### Stored data

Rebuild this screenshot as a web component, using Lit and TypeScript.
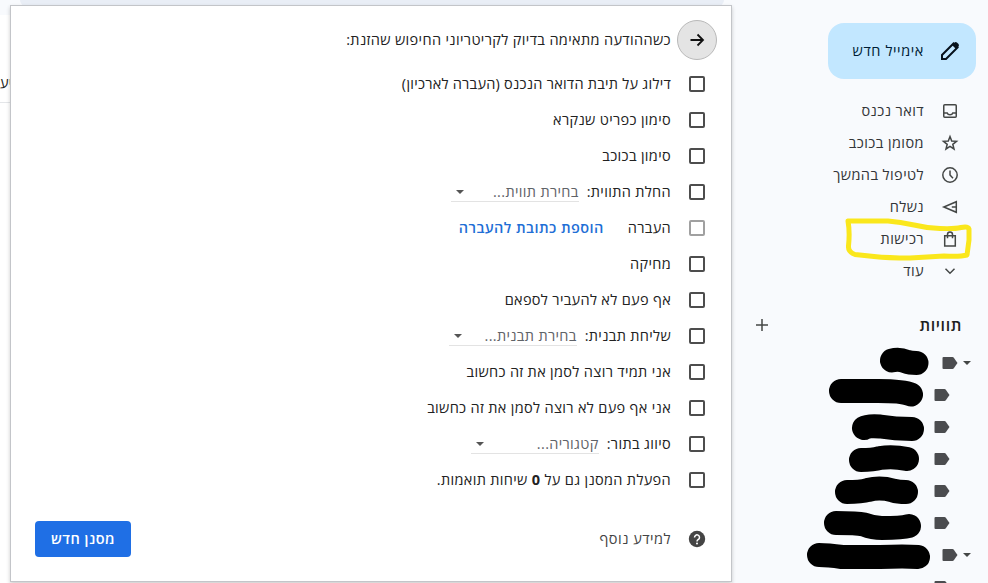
import { LitElement, html, css, svg, nothing } from "lit";
import { customElement } from "lit/decorators.js";
import { classMap } from "lit/directives/class-map.js";

interface FilterOption {
  text: string;
  kind: string;
  select?: string;
  link?: string;
  disabled?: boolean;
}

const OPTIONS: FilterOption[] = [
  { text: "דילוג על תיבת הדואר הנכנס (העברה לארכיון)", kind: "skip" },
  { text: "סימון כפריט שנקרא", kind: "read" },
  { text: "סימון בכוכב", kind: "star" },
  { text: "החלת התווית:", kind: "label", select: "בחירת תווית..." },
  { text: "העברה", kind: "forward", link: "הוספת כתובת להעברה", disabled: true },
  { text: "מחיקה", kind: "delete" },
  { text: "אף פעם לא להעביר לספאם", kind: "spam" },
  { text: "שליחת תבנית:", kind: "template", select: "בחירת תבנית..." },
  { text: "אני תמיד רוצה לסמן את זה כחשוב", kind: "always" },
  { text: "אני אף פעם לא רוצה לסמן את זה כחשוב", kind: "never" },
  { text: "סיווג בתור:", kind: "category", select: "קטגוריה..." },
];

const ICONS = {
  inbox: svg`<rect x="2.75" y="2.75" width="12.5" height="12.5" rx="1"/><path d="M3 11h3.2c.4 1.2 1.5 1.8 2.8 1.8s2.4-.6 2.8-1.8H15"/>`,
  star: svg`<path d="M9 2.6 10.7 7 15.5 7.3 11.8 10.3 13 15 9 12.4 5 15 6.2 10.3 2.5 7.3 7.3 7Z"/>`,
  clock: svg`<circle cx="9" cy="9" r="7.2"/><path d="M9 4.5V9l3 3.2"/>`,
  send: svg`<path d="M15.3 3.7V14.3L2.8 9Z"/><path d="M15.3 9H10.8"/>`,
  bag: svg`<path d="M3.7 5.800H14.3V16H3.700Z"/><path d="M6.500 8.300V4.400a2.500 2.500 0 0 1 5 0V8.300"/>`,
  more: svg`<path d="M4.500 6.800 9 11.200l4.500-4.400"/>`,
};

const NAV = [
  { text: "דואר נכנס", icon: ICONS.inbox },
  { text: "מסומן בכוכב", icon: ICONS.star },
  { text: "לטיפול בהמשך", icon: ICONS.clock },
  { text: "נשלח", icon: ICONS.send },
  { text: "רכישות", icon: ICONS.bag },
  { text: "עוד", icon: ICONS.more },
];

const LABELS = [true, false, false, false, false, false, true, false];

@customElement("filter-panel")
class FilterPanel extends LitElement {
  static styles = css`
    :host {
      display: flex;
      flex-direction: column;
      box-sizing: border-box;
      background: #fff;
      border: 1px solid #c3c5c9;
      box-shadow: 0 2px 4px rgba(0, 0, 0, 0.2);
      padding: 14px 14px 0 24px;
    }
    .head, .option, .foot {
      display: flex;
      align-items: center;
      white-space: nowrap;
    }
    .head { height: 40px; gap: 6px; margin-bottom: 6px; }
    .title { letter-spacing: 0.36px; }
    .skip { letter-spacing: 0.25px; }
    .back {
      box-sizing: border-box;
      width: 40px;
      height: 40px;
      border: 1px solid #b9b9b9;
      border-radius: 50%;
      background: #e4e4e4;
      display: grid;
      place-items: center;
    }
    .option { height: 36px; padding-right: 12px; }
    .box {
      box-sizing: border-box;
      width: 16px;
      height: 16px;
      border: 2px solid #4d4d4d;
      border-radius: 2px;
      margin-left: 18px;
      flex: none;
    }
    .box.disabled { border-color: #a0a0a0; }
    .select {
      box-sizing: border-box;
      display: flex;
      align-items: center;
      justify-content: space-between;
      width: 128px;
      height: 20px;
      margin-right: 8px;
      padding-left: 5px;
      border-bottom: 1px solid #e3e3e3;
      color: #5f6368;
    }
    .arrow {
      border: 4px solid transparent;
      border-top-color: #555;
      border-bottom: 0;
    }
    .link { margin-right: 24px; color: #1f6fd6; font-weight: 600; letter-spacing: 0.43px; }
    .foot { height: 36px; margin-top: 23px; padding-right: 12px; color: #444; letter-spacing: 0.5px; }
    .help { margin-left: 18px; width: 16px; height: 16px; overflow: visible; }
    .create {
      margin-right: auto;
      width: 96px;
      height: 36px;
      border: 0;
      border-radius: 4px;
      background: #1f6fe5;
      color: #fff;
      font: inherit;
      font-weight: 600;
      letter-spacing: inherit;
      padding: 0;
    }
  `;

  render() {
    return html`
      <div class="head">
        <div class="back">
          <svg width="16" height="16" viewBox="0 0 16 16" fill="none" stroke="#111" stroke-width="1.8"><path d="M1.500 8H14M8.500 2.500 14 8 8.500 13.500"/></svg>
        </div>
        <span class="title">כשההודעה מתאימה בדיוק לקריטריוני החיפוש שהזנת:</span>
      </div>
      ${OPTIONS.map((o) => html`
        <div class="option">
          <span class=${classMap({ box: true, disabled: !!o.disabled })}></span>
          <span class=${o.kind}>${o.text}</span>
          ${o.select ? html`<span class="select"><span>${o.select}</span><i class="arrow"></i></span>` : nothing}
          ${o.link ? html`<span class="link">${o.link}</span>` : nothing}
        </div>`)}
      <div class="option">
        <span class="box"></span>
        <span>הפעלת המסנן גם על <b>0</b> שיחות תואמות.</span>
      </div>
      <div class="foot">
        <svg class="help" viewBox="0 0 16 16">
          <circle cx="8" cy="8" r="8.200" fill="#444"/>
          <path d="M5.500 6.400a2.500 2.500 0 1 1 4.100 1.900C8.600 9 8 9.300 8 10.400" fill="none" stroke="#fff" stroke-width="1.500"/>
          <circle cx="8" cy="12.500" r="1" fill="#fff"/>
        </svg>
        <span>למידע נוסף</span>
        <button class="create">מסנן חדש</button>
      </div>
    `;
  }
}

@customElement("mail-sidebar")
class MailSidebar extends LitElement {
  static styles = css`
    :host { display: block; position: relative; box-sizing: border-box; padding-top: 23px; overflow: hidden; }
    .compose {
      box-sizing: border-box;
      display: flex;
      align-items: center;
      width: 148px;
      height: 56px;
      margin-right: 12px;
      padding-right: 16px;
      gap: 16px;
      border-radius: 16px;
      background: #c2e7ff;
      color: #001d35;
      font-weight: 500;
      letter-spacing: 0.6px;
    }
    .nav { margin-top: 16px; letter-spacing: 0.42px; }
    .item { display: flex; align-items: center; height: 32px; padding-right: 29px; gap: 17px; color: #333538; white-space: nowrap; }
    .icon { width: 18px; height: 18px; fill: none; stroke: #444746; stroke-width: 1.5; }
    .heading {
      display: flex;
      align-items: center;
      justify-content: space-between;
      height: 32px;
      margin-top: 22px;
      padding: 0 26px 0 24px;
      font-size: 16px;
      font-weight: 600;
      letter-spacing: 0.6px;
      color: #1f1f1f;
    }
    .labels { margin-top: 6px; }
    .label { display: flex; align-items: center; height: 32px; padding-right: 38px; gap: 5px; }
    .label.parent { padding-right: 17px; }
    .caret { border: 4px solid transparent; border-top-color: #444746; border-bottom: 0; }
    .ink { position: absolute; inset: 0; pointer-events: none; }
  `;

  render() {
    return html`
      <div class="compose">
        <svg width="20" height="20" viewBox="0 0 20 20"><path d="M2 18v-4L13.500 2.500l4 4L6 18Z" fill="none" stroke="#07121c" stroke-width="2"/><path d="M12 4l2.500-2.500q1.200-1 2.400 0l1.600 1.600q1 1.200 0 2.400L16 8Z" fill="#07121c"/></svg>
        <span>אימייל חדש</span>
      </div>
      <nav class="nav">
        ${NAV.map((n) => html`<div class="item"><svg class="icon" viewBox="0 0 18 18">${n.icon}</svg><span>${n.text}</span></div>`)}
      </nav>
      <div class="heading">
        <span>תוויות</span>
        <svg width="12" height="12" viewBox="0 0 12 12" stroke="#444746" stroke-width="1.500"><path d="M6 0V12M0 6H12"/></svg>
      </div>
      <div class="labels">
        ${LABELS.map((parent) => html`
          <div class=${classMap({ label: true, parent })}>
            ${parent ? html`<i class="caret"></i>` : nothing}
            <svg width="16" height="12" viewBox="0 0 16 12"><path d="M1.500 0H10.500q.8 0 1.300.7L15.500 6 11.800 11.300q-.5.7-1.300.7H1.500Q.5 12 .5 11V1Q.5 0 1.500 0Z" fill="#4b4c4f"/></svg>
          </div>`)}
      </div>
      <svg class="ink" width="256" height="583" viewBox="732 0 256 583" fill="none" stroke-linecap="round" stroke-linejoin="round">
        <g stroke="#000" stroke-width="24">
          <path d="M892 360.500Q899 358.500 906 361.500Q910 363 916.500 363"/>
          <path d="M841 391H878Q903 391 911 394.500"/>
          <path d="M864 428Q868 425.500 880 426.500Q895 429 912 429"/>
          <path d="M861 460Q873 460 880 458Q893 456 907 459"/>
          <path d="M847 492Q861 492 868 490Q880 487 893 490.500Q898 492 906 492"/>
          <path d="M836 523Q857 523 864 524.500Q873 528 882 528Q902 528 909 526"/>
          <path d="M819 555Q828 555 842 557H880Q905 556 918 557"/>
        </g>
        <path stroke="#fae71c" stroke-width="5" d="M848 221H888Q900 222 914 225Q926 228 940 228.500Q955 229 961 227.500Q968 226 969 229V240L967 255Q960 257 944 256Q926 257 910 258Q888 258 874 256.500L855 254.500Q848 252 848.500 246Q850 232 848 221Z"/>
      </svg>
    `;
  }
}

@customElement("app-root")
class AppRoot extends LitElement {
  static styles = css`
    :host {
      display: grid;
      grid-template-columns: 256px 1fr;
      position: relative;
      width: 988px;
      height: 583px;
      overflow: hidden;
      direction: rtl;
      background: #f8fafd;
      color: #222;
      font: 14.5px/20px "Open Sans", "Noto Sans", sans-serif;
      letter-spacing: 0.33px;
    }
    .mail { display: flex; flex-direction: column; overflow: hidden; }
    .search { height: 6px; margin: 0 8px 9px 20px; background: #e9eef6; border-radius: 0 0 8px 8px; }
    .list { flex: 1; background: #fff; padding-top: 56px; }
    .row { direction: ltr; height: 31px; line-height: 24px; border-bottom: 1px solid #e4e6e9; }
    .panel { position: absolute; left: 10px; top: 5px; width: 722px; height: 577px; }
  `;

  render() {
    return html`
      <mail-sidebar></mail-sidebar>
      <main class="mail">
        <div class="search"></div>
        <div class="list"><div class="row">יע</div></div>
      </main>
      <filter-panel class="panel"></filter-panel>
    `;
  }
}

######

Work instructions:
Copy nothing but the lines from the first one in the listing through the line with "false, true, false];", and omit the pictures.

Response for this exercise:
Rebuild this screenshot as a web component, using Lit and TypeScript.
import { LitElement, html, css, svg, nothing } from "lit";
import { customElement } from "lit/decorators.js";
import { classMap } from "lit/directives/class-map.js";

interface FilterOption {
  text: string;
  kind: string;
  select?: string;
  link?: string;
  disabled?: boolean;
}

const OPTIONS: FilterOption[] = [
  { text: "דילוג על תיבת הדואר הנכנס (העברה לארכיון)", kind: "skip" },
  { text: "סימון כפריט שנקרא", kind: "read" },
  { text: "סימון בכוכב", kind: "star" },
  { text: "החלת התווית:", kind: "label", select: "בחירת תווית..." },
  { text: "העברה", kind: "forward", link: "הוספת כתובת להעברה", disabled: true },
  { text: "מחיקה", kind: "delete" },
  { text: "אף פעם לא להעביר לספאם", kind: "spam" },
  { text: "שליחת תבנית:", kind: "template", select: "בחירת תבנית..." },
  { text: "אני תמיד רוצה לסמן את זה כחשוב", kind: "always" },
  { text: "אני אף פעם לא רוצה לסמן את זה כחשוב", kind: "never" },
  { text: "סיווג בתור:", kind: "category", select: "קטגוריה..." },
];

const ICONS = {
  inbox: svg`<rect x="2.75" y="2.75" width="12.5" height="12.5" rx="1"/><path d="M3 11h3.2c.4 1.2 1.5 1.8 2.8 1.8s2.4-.6 2.8-1.8H15"/>`,
  star: svg`<path d="M9 2.6 10.7 7 15.5 7.3 11.8 10.3 13 15 9 12.4 5 15 6.2 10.3 2.5 7.3 7.3 7Z"/>`,
  clock: svg`<circle cx="9" cy="9" r="7.2"/><path d="M9 4.5V9l3 3.2"/>`,
  send: svg`<path d="M15.3 3.7V14.3L2.8 9Z"/><path d="M15.3 9H10.8"/>`,
  bag: svg`<path d="M3.7 5.800H14.3V16H3.700Z"/><path d="M6.500 8.300V4.400a2.500 2.500 0 0 1 5 0V8.300"/>`,
  more: svg`<path d="M4.500 6.800 9 11.200l4.500-4.400"/>`,
};

const NAV = [
  { text: "דואר נכנס", icon: ICONS.inbox },
  { text: "מסומן בכוכב", icon: ICONS.star },
  { text: "לטיפול בהמשך", icon: ICONS.clock },
  { text: "נשלח", icon: ICONS.send },
  { text: "רכישות", icon: ICONS.bag },
  { text: "עוד", icon: ICONS.more },
];

const LABELS = [true, false, false, false, false, false, true, false];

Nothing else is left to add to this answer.